A recent study published in Criminology by researchers at the University of Maryland and at Arizona State University (ASU) finds that Black and Hispanic offenders were more likely to be eligible for life sentences under federal sentencing guidelines, but not more likely to receive life sentences.
The study analyzed seven years of federal sentencing data to investigate the associations between life sentences in federal courts and race/ethnicity.
“Two out of three people serving life terms are defendants of color, and our study raises additional concerns about the extent to which life sentences are impacted by racial bias,” said Professor Brian D. Johnson of the Department of Criminology and Criminal Justice, the lead author.
Johnson and his colleagues analyzed data on more than 366,000 non-immigration offenders convicted and sentenced in 90 federal district courts from 2010 to 2017. They considered the demographic and legal factors associated with eligibility for life sentences, as well as the factors that shape judicial decisions to impose such sentences.
The researchers also examined intermediate punishment processes that may indirectly contribute to racial disparity.
The study separated eligibility for a life sentence from its imposition. “This is an important distinction because many federal offenders are not eligible for a life sentence and most fall outside the guidelines that recommend it,” Johnson said.
Including all offenders in an analysis of life imprisonment can provide valuable information on its overall prevalence, but it conflates the legal and procedural mechanisms that shape eligibility for life with judicial decisions to impose it, the researchers said.
Of the total number of offenders studied, more than 4,800 were eligible for life imprisonment and almost 1,200 received life sentences, the study found.
Offenders who were eligible for life imprisonment differed from other federal defendants in several ways: Black offenders accounted for fewer than a third of all cases but constituted nearly half of those eligible for life sentences. By comparison, white offenders accounted for more than a third of all cases but constituted less than a quarter of those eligible for life sentences.
As a whole, Black offenders were more likely to be sentenced to life, but mostly because they were negatively impacted by intermediate procedural mechanisms, such as mandatory minimums, trial conviction and guidelines departures. Once these process-related variables were factored in, the racial disparity disappeared and ethnic disparity favoring Hispanics emerged.
“Our findings suggest that racial inequality in the justice system can be understood as the combined output of the sum of individual decisions by court actors, and the set of broader institutionalized biases embedded in formal policies, procedures, and practices of the courts,” the authors concluded.
Among the study’s limitations, the authors note their focus on the federal system, which is unique in its caseload composition, guidelines, and punishment procedures, and thus, not generalizable to state systems.
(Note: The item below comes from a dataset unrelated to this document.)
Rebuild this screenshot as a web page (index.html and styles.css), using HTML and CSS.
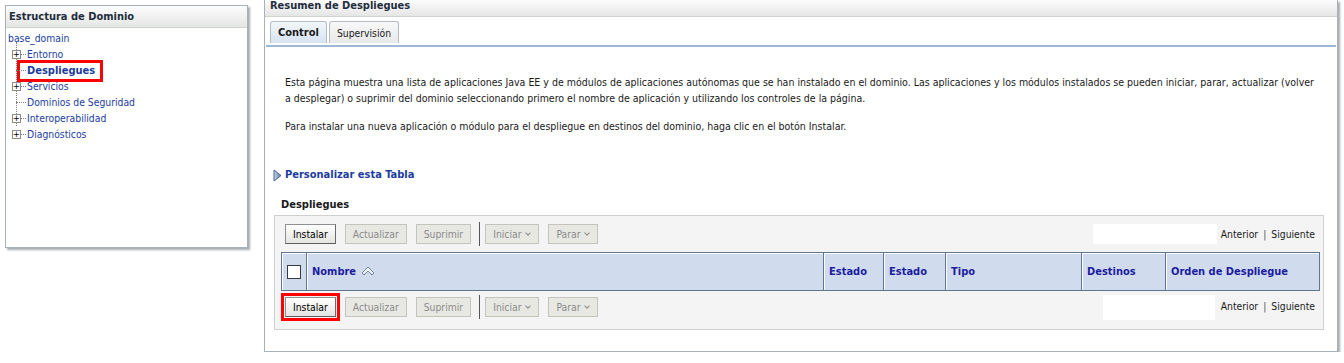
FILE: index.html
```html
<!DOCTYPE html>
<html lang="es">
<head>
    <meta charset="UTF-8">
    <title>Resumen de Despliegues</title>
    <link rel="stylesheet" href="styles.css">
</head>
<body>
    <div class="pagina">
        <aside class="panel arbol-panel">
            <div class="panel-cabecera">Estructura de Dominio</div>
            <div class="arbol">
                <a class="raiz" href="#">base_domain</a>
                <ul>
                    <li class="con-hijos"><span class="expandir">+</span><a href="#">Entorno</a></li>
                    <li class="actual"><a href="#">Despliegues</a></li>
                    <li class="con-hijos"><span class="expandir">+</span><a href="#">Servicios</a></li>
                    <li><a href="#">Dominios de Seguridad</a></li>
                    <li class="con-hijos"><span class="expandir">+</span><a href="#">Interoperabilidad</a></li>
                    <li class="con-hijos ultimo"><span class="expandir">+</span><a href="#">Diagnósticos</a></li>
                </ul>
            </div>
        </aside>

        <main class="panel principal">
            <div class="panel-cabecera cabecera-principal">Resumen de Despliegues</div>
            <div class="pestanas">
                <span class="pestana activa">Control</span>
                <span class="pestana">Supervisión</span>
            </div>
            <div class="contenido">
                <p class="descripcion">Esta página muestra una lista de aplicaciones Java EE y de módulos de aplicaciones autónomas que se han instalado en el dominio. Las aplicaciones y los módulos instalados se pueden iniciar, parar, actualizar (volver a&nbsp;desplegar) o suprimir del dominio seleccionando primero el nombre de aplicación y utilizando los controles de la página.</p>
                <p class="descripcion">Para instalar una nueva aplicación o módulo para el despliegue en destinos del dominio, haga clic en el botón Instalar.</p>

                <a class="personalizar" href="#">
                    <svg width="9" height="13" viewBox="0 0 9 13">
                        <defs>
                            <linearGradient id="tri" x1="0" y1="0" x2="1" y2="0">
                                <stop offset="0" stop-color="#c9d6ea"/>
                                <stop offset="1" stop-color="#5b78a8"/>
                            </linearGradient>
                        </defs>
                        <path d="M1 1 L8 6.5 L1 12 Z" fill="url(#tri)" stroke="#4a6694" stroke-width="1" stroke-linejoin="round"/>
                    </svg>
                    Personalizar esta Tabla
                </a>

                <h3 class="titulo-tabla">Despliegues</h3>
                <div class="caja-tabla">
                    <div class="barra">
                        <div class="botones">
                            <button class="boton">Instalar</button>
                            <button class="boton inactivo">Actualizar</button>
                            <button class="boton inactivo">Suprimir</button>
                            <span class="separador"></span>
                            <button class="boton inactivo">Iniciar <span class="flecha"></span></button>
                            <button class="boton inactivo">Parar <span class="flecha"></span></button>
                        </div>
                        <div class="paginacion">
                            <span class="campo"></span>
                            <span class="enlace">Anterior</span><span class="barra-v">|</span><span class="enlace">Siguiente</span>
                        </div>
                    </div>
                    <table class="tabla">
                        <thead>
                            <tr>
                                <th class="col-check"><span class="check"></span></th>
                                <th class="col-nombre">Nombre
                                    <svg width="14" height="10" viewBox="0 0 14 10"><path d="M1 7 L7 1 L13 7 L11 9 L7 5 L3 9 Z" fill="#eef2f8" stroke="#7284a4" stroke-width="1" stroke-linejoin="round"/></svg>
                                </th>
                                <th class="col-estado">Estado</th>
                                <th class="col-estado2">Estado</th>
                                <th class="col-tipo">Tipo</th>
                                <th class="col-destinos">Destinos</th>
                                <th class="col-orden">Orden de Despliegue</th>
                            </tr>
                        </thead>
                    </table>
                    <div class="barra barra-inferior">
                        <div class="botones">
                            <button class="boton marcado">Instalar</button>
                            <button class="boton inactivo">Actualizar</button>
                            <button class="boton inactivo">Suprimir</button>
                            <span class="separador"></span>
                            <button class="boton inactivo">Iniciar <span class="flecha"></span></button>
                            <button class="boton inactivo">Parar <span class="flecha"></span></button>
                        </div>
                        <div class="paginacion">
                            <span class="campo campo-inferior"></span>
                            <span class="enlace">Anterior</span><span class="barra-v">|</span><span class="enlace">Siguiente</span>
                        </div>
                    </div>
                </div>
            </div>
        </main>
    </div>
</body>
</html>
```

FILE: styles.css
```css
* {
    box-sizing: border-box;
    margin: 0;
    padding: 0;
}
body {
    background-color: #ffffff;
    font-family: Tahoma, "DejaVu Sans Condensed", "Liberation Sans", sans-serif;
    font-size: 10.3px;
    color: #000000;
    overflow: hidden;
}
a {
    text-decoration: none;
}
.pagina {
    display: flex;
    align-items: flex-start;
}
.panel {
    background-color: #ffffff;
    border: 1px solid #a8b1b8;
    box-shadow: 2px 2px 2px rgba(60, 70, 80, 0.45);
}
.panel-cabecera {
    height: 22px;
    line-height: 21px;
    padding-left: 3px;
    font-weight: bold;
    font-size: 11px;
    color: #1f2d3d;
    background: linear-gradient(#fcfcfc, #e4e6e4);
    border-bottom: 1px solid #cfd3cf;
}

/* arbol */
.arbol-panel {
    margin: 5px 0 0 5px;
    width: 243px;
    height: 243px;
}
.arbol {
    padding: 2px 0 0 2px;
    line-height: 16px;
}
.arbol a {
    color: #1b3d9e;
}
.arbol ul {
    list-style: none;
    margin-left: 8px;
    position: relative;
}
.arbol ul::before {
    content: "";
    position: absolute;
    left: 0;
    top: -4px;
    height: 84px;
    border-left: 1px dotted #808080;
}
.arbol li {
    position: relative;
    padding-left: 11px;
    height: 16px;
}
.arbol li::before {
    content: "";
    position: absolute;
    left: 0;
    top: 8px;
    width: 10px;
    border-top: 1px dotted #808080;
}
.expandir {
    position: absolute;
    left: -4px;
    top: 4px;
    width: 9px;
    height: 9px;
    border: 1px solid #8c8c8c;
    background: #ffffff;
    font-size: 9px;
    line-height: 6px;
    text-align: center;
    color: #000;
    z-index: 1;
}
.arbol li.actual a {
    display: inline-block;
    font-weight: bold;
    font-size: 11px;
    line-height: 16px;
    margin-left: -7px;
    padding: 0 5px 0 7px;
    outline: 3px solid #ff0000;
}

/* panel principal */
.principal {
    margin-left: 16px;
    width: 1074px;
    height: 352px;
    border-top: none;
}
.cabecera-principal {
    height: 17px;
    line-height: 11px;
    padding-left: 5px;
}
.pestanas {
    display: flex;
    gap: 2px;
    padding: 4px 0 0 4px;
    margin: 0 1px;
    border-bottom: 2px solid #9cb8d4;
    height: 30px;
}
.pestana {
    height: 22px;
    line-height: 22px;
    padding: 0 7px;
    border: 1px solid #b5bcc4;
    border-bottom: none;
    border-radius: 3px 3px 0 0;
    background: linear-gradient(#f8f8f8, #e8e8e8);
    color: #1a1a1a;
}
.pestana.activa {
    font-weight: bold;
    font-size: 11px;
    background: linear-gradient(#f2f6fb, #d7e3f0);
}
.contenido {
    padding: 27px 10px 0 9px;
}
.descripcion {
    margin: 0 5px 12px 11px;
    font-size: 10.5px;
    line-height: 16px;
    color: #1a1a1a;
}
.personalizar {
    display: flex;
    align-items: center;
    gap: 3px;
    margin-top: 33px;
    margin-left: -1px;
    font-weight: bold;
    font-size: 11px;
    line-height: 16px;
    color: #1b3d9e;
}
.titulo-tabla {
    font-size: 11px;
    line-height: 16px;
    margin: 14px 0 2px 7px;
    color: #1a1a1a;
}
.caja-tabla {
    width: 1050px;
    background-color: #f4f4f4;
    border: 1px solid #cfcfcf;
    padding: 0 3px 6px 6px;
}
.barra {
    display: flex;
    justify-content: space-between;
    align-items: center;
    height: 36px;
    padding: 0 5px 0 4px;
}
.barra-inferior {
    height: 32px;
    align-items: flex-start;
    padding-top: 4px;
}
.botones {
    display: flex;
    align-items: center;
    gap: 9px;
}
.boton {
    height: 20px;
    padding: 0 7px;
    font-family: inherit;
    font-size: 10.3px;
    color: #000;
    border: 1px solid #8f8f8f;
    border-bottom-color: #5e5e5e;
    border-right-color: #6a6a6a;
    background: linear-gradient(#ffffff, #e4e4e0);
}
.boton.inactivo {
    color: #8a8a8a;
    border: 1px solid #c4c4bc;
    background: #e8e8e3;
}
.boton.marcado {
    outline: 3px solid #ff0000;
    outline-offset: 1px;
}
.flecha {
    display: inline-block;
    width: 4px;
    height: 4px;
    border-right: 1px solid #8a8a8a;
    border-bottom: 1px solid #8a8a8a;
    transform: rotate(45deg);
    margin: 0 1px 3px 2px;
}
.separador {
    width: 1px;
    height: 24px;
    background: #555;
    margin: 0 -4px 0 -1px;
}
.paginacion {
    display: flex;
    align-items: center;
    color: #1a1a1a;
}
.campo {
    width: 124px;
    height: 20px;
    background: #ffffff;
    margin-right: 4px;
}
.campo-inferior {
    width: 112px;
    height: 25px;
    margin-right: 6px;
}
.barra-inferior .paginacion .enlace,
.barra-inferior .barra-v {
    margin-top: -4px;
}
.barra-v {
    margin: 0 5px;
    color: #555;
}
.tabla {
    width: 1039px;
    border-collapse: collapse;
}
.tabla th {
    height: 38px;
    background-color: #d0dcee;
    border: 1px solid #5f7590;
    box-shadow: inset 1px 1px 0 #ffffff;
    color: #1c1ca0;
    font-size: 11px;
    text-align: left;
    padding: 0 5px;
    white-space: nowrap;
}
.tabla th svg {
    vertical-align: -1px;
    margin-left: 1px;
}
.col-check {
    width: 25px;
}
.check {
    display: block;
    width: 14px;
    height: 14px;
    border: 1px solid #3a3a3a;
    background: #ffffff;
}
.col-nombre { width: 517px; }
.col-estado { width: 60px; }
.col-estado2 { width: 62px; }
.col-tipo { width: 136px; }
.col-destinos { width: 84px; }
```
In addition, the study was limited to convicted offenders and lacked information on initial charging or plea bargaining decisions.
“Although life-without-parole sentences are one of the most unique and controversial punishments in America, they’re actually one of the least studied aspects of the criminal justice system in the United States,” Johnson said. “If there are racial disparities in this type of sentencing— as this study suggests—we must investigate the mechanisms that contribute to them.”
The paper is dedicated to the memory of coauthor Anat Kimchi. Kimchi was a talented doctoral candidate in the Department of Criminology and Criminal Justice who died after the manuscript was accepted for publication. According to her coauthors, Kimchi’s contributions to the article were invaluable, and she is sorely missed by many.